= Jack Berntsen =

Norwegian singer-songwriter

Joakim Jan Aril "Jack" Berntsen (14 October 1940 - 5 October 2010) was a Norwegian philologist, songwriter and folk singer.

== Biography ==
He was born in Kjøpsvik in Tysfjord Municipality. He grew up in Hamarøy Municipality, and resided in Svolvær from 1968.

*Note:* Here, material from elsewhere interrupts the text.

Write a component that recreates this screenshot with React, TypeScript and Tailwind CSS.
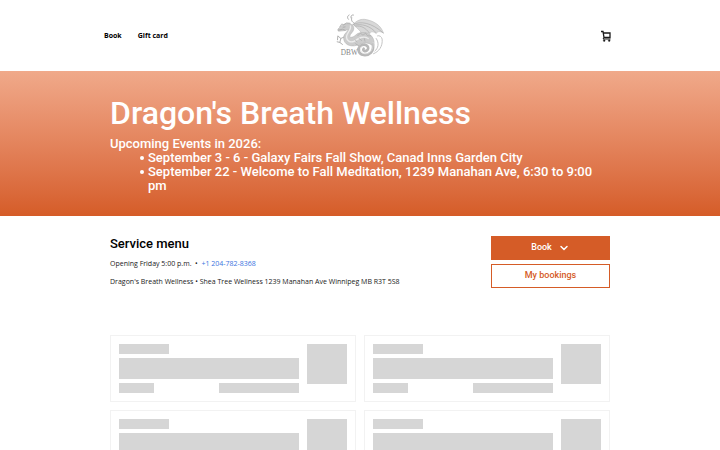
import { ChevronDown } from "lucide-react";

const events = [
  "September 3 - 6 - Galaxy Fairs Fall Show, Canad Inns Garden City",
  "September 22 - Welcome to Fall Meditation, 1239 Manahan Ave, 6:30 to 9:00 pm",
];

function DragonLogo() {
  return (
    <svg viewBox="0 0 150 130" className="h-[43px] w-[50px]" fill="none" stroke="#a8a8a8" strokeWidth="3" strokeLinecap="round" strokeLinejoin="round" role="img" aria-label="Dragon's Breath Wellness">
      {/* wing */}
      <path d="M54 32 C66 18 80 14 94 17 C118 22 138 34 146 58 C136 51 128 52 124 59 C116 52 106 52 104 60 C96 54 88 54 84 64 C78 52 68 44 54 32Z" fill="#d8d8d8" stroke="#c0c0c0" strokeWidth="2" />
      <path d="M54 32 C76 20 110 26 145 57 M58 34 C80 28 106 36 123 56 M62 37 C78 34 92 42 103 57" stroke="#aaaaaa" strokeWidth="2" />
      <path d="M58 28 C50 24 48 18 50 12 M40 16 C36 12 36 6 42 3 M48 12 C46 6 50 2 55 3" strokeWidth="3" />
      {/* body */}
      <path d="M30 30 C46 26 58 34 56 46 C54 56 44 60 44 68 C48 74 58 68 64 62 C74 54 92 54 104 62 C116 70 120 84 116 98 C108 90 98 86 86 88 C72 92 62 98 48 96 C32 94 24 82 26 68 C28 58 38 54 40 46 L30 50 L10 52 L8 46 L18 36Z" fill="#cccccc" stroke="#b8b8b8" strokeWidth="2" />
      <path d="M46 36 C50 46 34 58 34 70 C35 82 46 88 58 82 C70 74 84 64 100 74" stroke="#ececec" strokeWidth="4" />
      <path d="M9 49 L22 46 L30 49 M14 38 L20 30 L26 33 L34 27 L45 28 M24 40 L30 39" stroke="#a0a0a0" strokeWidth="2" />
      {/* legs */}
      <path d="M26 70 L17 74 L14 86 L22 92 M14 86 L6 84 M17 74 L8 66 L7 78 M62 90 L74 98 L68 104" stroke="#b0b0b0" />
      {/* curled tail */}
      <path d="M114 92 C118 114 102 126 86 124 C68 121 66 100 80 94 C94 88 106 102 96 110 C90 115 82 110 86 105" stroke="#b8b8b8" strokeWidth="8" />
      <path d="M115 86 C116 112 102 123 87 120 C74 116 74 102 82 98" stroke="#e0e0e0" strokeWidth="2" />
      <path d="M116 120 C132 114 144 98 142 76 C140 68 134 64 128 66 M124 74 C134 88 130 104 120 112" stroke="#c4c4c4" strokeWidth="3" />
      <path d="M68 66 L76 58 L84 64 L92 58 L98 66 L108 66 M60 78 L66 84 M72 74 L80 80 M88 74 L90 82" stroke="#a8a8a8" strokeWidth="2" />
      <text x="17" y="123" fontFamily="Liberation Serif, serif" fontSize="22" fill="#858585" stroke="none">DBW</text>
    </svg>
  );
}

function CartIcon() {
  return (
    <svg viewBox="0 0 12 12" className="h-3 w-3" fill="none" stroke="#1a1a1a" strokeWidth="1.3">
      <path d="M1 1.5 H3 L4 7.5 H10 V3 H3.2" />
      <path d="M4 7.5 L3 9 H10.5" strokeWidth="1" />
      <circle cx="4.2" cy="10.6" r="0.9" fill="#1a1a1a" strokeWidth="0.4" />
      <circle cx="9.2" cy="10.6" r="0.9" fill="#1a1a1a" strokeWidth="0.4" />
    </svg>
  );
}

function SkeletonCard() {
  return (
    <div className="flex gap-2 border border-[#f2f2f2] p-2">
      <div className="flex-1 space-y-1">
        <div className="h-[10px] w-[50px] bg-[#d6d6d6]" />
        <div className="h-[21px] bg-[#d6d6d6]" />
        <div className="flex justify-between">
          <div className="h-[10px] w-[35px] bg-[#d6d6d6]" />
          <div className="h-[10px] w-20 bg-[#d6d6d6]" />
        </div>
      </div>
      <div className="h-10 w-10 bg-[#d6d6d6]" />
    </div>
  );
}

export default function App() {
  return (
    <div className="h-screen overflow-hidden bg-white font-['Roboto',sans-serif] text-[#1a1a1a]">
      <header className="mx-auto grid h-[71px] max-w-[512px] grid-cols-3 items-center">
        <nav className="flex gap-4 font-['Open_Sans',sans-serif] text-[7px] leading-3 font-bold text-black">
          <a href="#book">Book</a>
          <a href="#gift-card">Gift card</a>
        </nav>
        <a href="#home" className="justify-self-center">
          <DragonLogo />
        </a>
        <button type="button" aria-label="Cart" className="justify-self-end pr-1">
          <CartIcon />
        </button>
      </header>

      <section className="bg-linear-to-b from-[#f0a98a] to-[#d55c27] pt-6 pb-[23px] text-white">
        <div className="mx-auto max-w-[500px]">
          <h1 className="text-[32px] leading-9 font-medium">Dragon's Breath Wellness</h1>
          <div className="mt-[6px] text-[13px] leading-[14px] font-medium">
            <p>Upcoming Events in 2026:</p>
            <ul className="pr-3 pl-[30px]">
              {events.map((event) => (
                <li key={event} className="flex gap-1">
                  <span className="mt-[5px] h-1 w-1 shrink-0 rounded-full bg-white" />
                  <span>{event}</span>
                </li>
              ))}
            </ul>
          </div>
        </div>
      </section>

      <main className="mx-auto max-w-[500px] pt-5">
        <div className="flex items-start justify-between">
          <div className="font-['Open_Sans',sans-serif] text-[7px] leading-3">
            <h2 className="font-['Roboto',sans-serif] text-[13px] leading-4 font-medium text-black">Service menu</h2>
            <p className="mt-[6px]">
              Opening Friday 5:00 p.m. &nbsp;•&nbsp;{" "}
              <a href="tel:+12047828368" className="text-[#3b74e0]">+1 204-782-8368</a>
            </p>
            <p className="mt-[6px]">Dragon's Breath Wellness • Shea Tree Wellness 1239 Manahan Ave Winnipeg MB R3T 5S8</p>
          </div>
          <div className="flex w-[119px] flex-col gap-1 text-[9px] font-medium">
            <button type="button" className="flex h-6 items-center justify-center gap-[6px] bg-[#d55c27] text-white">
              Book
              <ChevronDown size={12} strokeWidth={3} />
            </button>
            <button type="button" className="h-6 border border-[#d55c27] text-[#d55c27]">My bookings</button>
          </div>
        </div>

        <div className="mt-[47px] grid grid-cols-2 gap-2">
          {[1, 2, 3, 4].map((n) => (
            <SkeletonCard key={n} />
          ))}
        </div>
      </main>
    </div>
  );
}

Berntsen founded the Svolvær folk song club Lovisa in 1968, and the Hamarøy music festival Troilltampen in 1973. Among his best known songs is the protest song "Kor e hammaren, Edvard" from 1974, with text by Jahn Arill Skogholt, on the population decline of Northern Norway. His first album was Det e håp i hænganes snøre from 1978. The album contained sixteen songs, some of which had political texts. The album Ongan i Lofoten from 1982 contained songs for children, and was a cooperation with the Cirani orchestra. His album I ly av Lofotveggen from 1984 contained self-written material, and also songs based on Petter Dass' poems "En smuk Aftensang" and "Den nordlandske torsk". In 1986 he issued an album with texts for children, Lilla Bolla Bølla og andre boller. He published the single "Bussjåfør"/"Svolværgeita" in 1986. Among his other songs are "Moltebærvisa" and "Badestrandsballade for korpulente". He published several songbooks. Det e lys lenger frem was issued in 1976, and Sol bakom skyan was published in 1979. In 1981 he published Ongan i Lofoten, in 1986 came the songbook Lille Bolla Bølla, and his book Sanga i søkk og kav was published in 1995.

He was awarded the prize Sølvharpa in 1975 by Dag og Tid, the county Nordland's cultural prize in 1981, the Elias Blix Prize in 1982, and the Prøysen Prize in 1985. A statue of Berntsen is placed in Svolvær. In 2000, a cultural prize, Jack Berntsens kulturpris, was established by Vågan Municipality.